Constitutional Interpretation and Change

  • May 6, 2014

    by Jeremy Leaming

    Oklahoma lawmakers sparked debate over the death penalty and provoked a much-needed discussion about the importance of impartial courts last week when one of two planned executions went horribly awry.

    State officials, including Gov. Mary Fallin, pushed for the execution of two death row inmates even though the Oklahoma Supreme Court had stayed the executions arguing that more information was needed to determine whether the state’s new combination of drugs for killing death row inmates passed constitutional muster. That pressure led to the state supreme court lifting its stay and resulting in the bungled execution of Clayton D. Lockett. (Lockett died of a massive heart attack more han 40 minutes after state executioners attempted to kill him.) The second execution was temporarily put on hold.

    In a piece for the Tulsa World, Joseph Thai, the Presidential Professor of Law  and Watson Centennial Chair in Law at the University of Oklahoma College of Law, blasted lawmakers for working to keep the methods of execution secret.

    “Though I am both a law professor and a lawyer, I write as an Oklahoma citizen and taxpayer. Our state executes more of its citizens per capita than any other state. Because Oklahoma imposes capital punishment on behalf of its citizens, and because its taxpayers bear the costs, the state must not shroud its executions from public scrutiny.”

    Thai added that as “Oklahomans, we may disagree with each other – and with the rest of the country – on the morality, efficacy and fairness of the death penalty. But in a civilized society, hopefully we can all agree that, as long as our state puts human beings to death, it should do so without unnecessary pain and suffering.”

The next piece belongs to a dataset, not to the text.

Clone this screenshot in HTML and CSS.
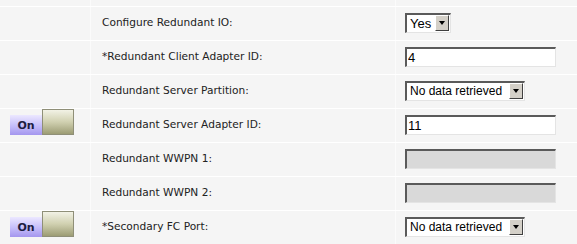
FILE: index.html
```html
<!DOCTYPE html>
<html>
<head>
    <title>Redundant IO</title>
    <link rel="stylesheet" href="styles.css">
</head>
<body>
    <div class="form">
        <div class="row top-row">
            <div class="cell toggle-cell"></div>
            <div class="cell label"></div>
            <div class="cell field"></div>
        </div>

        <div class="row">
            <div class="cell toggle-cell"></div>
            <div class="cell label">Configure Redundant IO:</div>
            <div class="cell field">
                <div class="fake-select select-short">
                    <span class="select-text">Yes</span>
                    <span class="select-arrow"></span>
                </div>
            </div>
        </div>

        <div class="row">
            <div class="cell toggle-cell"></div>
            <div class="cell label">*Redundant Client Adapter ID:</div>
            <div class="cell field">
                <input type="text" class="text-box" value="4">
            </div>
        </div>

        <div class="row">
            <div class="cell toggle-cell"></div>
            <div class="cell label">Redundant Server Partition:</div>
            <div class="cell field">
                <div class="fake-select select-long">
                    <span class="select-text">No data retrieved</span>
                    <span class="select-arrow"></span>
                </div>
            </div>
        </div>

        <div class="row">
            <div class="cell toggle-cell">
                <div class="toggle">
                    <span class="toggle-on">On</span>
                    <span class="toggle-knob"></span>
                </div>
            </div>
            <div class="cell label">Redundant Server Adapter ID:</div>
            <div class="cell field">
                <input type="text" class="text-box" value="11">
            </div>
        </div>

        <div class="row">
            <div class="cell toggle-cell"></div>
            <div class="cell label">Redundant WWPN 1:</div>
            <div class="cell field">
                <input type="text" class="text-box" disabled>
            </div>
        </div>

        <div class="row">
            <div class="cell toggle-cell"></div>
            <div class="cell label">Redundant WWPN 2:</div>
            <div class="cell field">
                <input type="text" class="text-box" disabled>
            </div>
        </div>

        <div class="row">
            <div class="cell toggle-cell">
                <div class="toggle">
                    <span class="toggle-on">On</span>
                    <span class="toggle-knob"></span>
                </div>
            </div>
            <div class="cell label">*Secondary FC Port:</div>
            <div class="cell field">
                <div class="fake-select select-long">
                    <span class="select-text">No data retrieved</span>
                    <span class="select-arrow"></span>
                </div>
            </div>
        </div>
    </div>
</body>
</html>
```

FILE: styles.css
```css
* {
margin: 0;
padding: 0;
box-sizing: border-box;
}

body {
    font-family: "DejaVu Sans", Verdana, sans-serif;
    font-size: 10.6px;
    background-color: #f5f5f5;
    color: #222222;
    overflow: hidden;
}

.form {
    width: 577px;
}

.row {
    display: grid;
    grid-template-columns: 91px 305px 1fr;
    height: 34px;
    border-bottom: 1px solid #ffffff;
}

.top-row {
    height: 7px;
}

.cell {
    border-right: 1px solid #fbfbfb;
}

.label {
    display: flex;
    align-items: center;
    padding-left: 11px;
    padding-bottom: 3px;
}

.field {
    display: flex;
    align-items: center;
    padding-left: 9px;
    padding-bottom: 2px;
    border-right: none;
}

/* toggle On / knob */
.toggle-cell {
    padding-left: 10px;
}

.toggle {
    display: flex;
    align-items: flex-end;
    height: 26px;
}

.toggle-on {
    width: 32px;
    height: 20px;
    display: flex;
    align-items: center;
    justify-content: center;
    font-weight: bold;
    font-size: 11px;
    color: #1c1c40;
    background: linear-gradient(#ece8ff, #c4bcfa 55%, #a496ee);
}

.toggle-knob {
    width: 32px;
    height: 26px;
    border: 1px solid #8f8f78;
    background: linear-gradient(#f2f2e6, #d0d0b0 50%, #9c9c74);
}

/* inputs */
.text-box {
    width: 151px;
    height: 20px;
    font-family: "Liberation Sans", Arial, sans-serif;
    font-size: 13px;
    color: #000000;
    padding: 0 1px;
    background-color: #ffffff;
    border-style: solid;
    border-width: 2px 1px 1px 2px;
    border-color: #5a5a5a #e4e4e4 #e4e4e4 #5a5a5a;
    outline: none;
}

.text-box:disabled {
    background-color: #d9d9d9;
}

.fake-select {
    display: flex;
    align-items: center;
    height: 20px;
    background-color: #ffffff;
    border-style: solid;
    border-width: 2px 1px 1px 2px;
    border-color: #5a5a5a #e4e4e4 #e4e4e4 #5a5a5a;
    font-family: "Liberation Sans", Arial, sans-serif;
    font-size: 12px;
    color: #000000;
}

.select-short {
    width: 46px;
    font-size: 13px;
}

.select-long {
    width: 120px;
}

.select-text {
    flex: 1;
    padding-left: 3px;
    white-space: nowrap;
    overflow: hidden;
}

.select-arrow {
    position: relative;
    width: 14px;
    height: 16px;
    margin-right: 1px;
    background-color: #d4d0c8;
    border-style: solid;
    border-width: 1px;
    border-color: #ffffff #404040 #404040 #ffffff;
}

.select-arrow::after {
    content: "";
    position: absolute;
    left: 3px;
    top: 5px;
    border-left: 3px solid transparent;
    border-right: 3px solid transparent;
    border-top: 4px solid #000000;
}
```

    Read Thai’s entire piece here and register for an ACS May 7 call featuring Slate’s Dahlia Lithwick and death penalty expert Megan McCracken on how impartial courts can help ensure that state lawmakers carry out executions without trampling constitutional rights and principles.

  • May 6, 2014
    Guest Post
    by Saul Cornell, Paul and Diane Guenther Chair in American History, Fordham University
     
    May 15 marks the 75th anniversary of United States v. Miller, a 1939 case in which the Supreme Court unanimously held that Congress could prohibit the possession of weapons that were not related to the “preservation or efficiency of a well regulated Militia.” For decades, this was the only consideration the Court gave the Second Amendment, and arguably, it was generally understood that the Amendment's scope was limited to the use of firearms in connection with military activities. This changed in 2008 in District of Columbia v. Heller, and subsequently in 2010 in McDonald v. Chicago, when the Court declared that the Second Amendment provided an "individual right to possess a firearm.”  The Court explained that they were not overturning Miller; that Miller only limited the type of weapon to which the individual right applies. As we consider the constitutional, legal and policy questions that now surround the Second Amendment, we should take a step back and ask if the Supreme Court got it right in Heller and McDonald.  How should the Second Amendment be interpreted? ACS is pleased to raise this important question with progressive constitutional scholars and historians in an ACSblog symposium this week, May 5 through May 9.
     
    In District of Columbia v. Heller, Justice Scalia engaged in a revisionist exercise, rewriting history to further his ideological agenda. If you have any doubts about this proposition, just consider the following: according to Heller’s logic, it would have been okay for the first Congress to pass a law making muskets illegal in the District of Columbia, but Congress would have been prohibited from banning dueling pistols. Such a conclusion is pretty hard to reconcile with the Amendment’s text and history.
     
    Scalia’s majority opinion is an example of the new originalism. Following the wacky logic of this theory, Scalia argues that the Founding era would not have treated the Amendment’s preamble as the “key to open the mind of the makers” of the text. Instead, Justice Scalia believes that the average competent speaker of eighteenth-century American English would have looked at the text and said, “Yep, we should read this backwards.” (Just try to find a John Marshall decision where he reads a text backwards.) Where does the evidence for this novel technique come from, you may ask? The answer: from legal treatises written in the middle of the 19th century. Either Justice Scalia does not understand that legal thought changed in the tumultuous decades after ratification or he believes in time travel. (I hope it is the latter, since that would be crazy but interesting. The former claim is just intellectually embarrassing.)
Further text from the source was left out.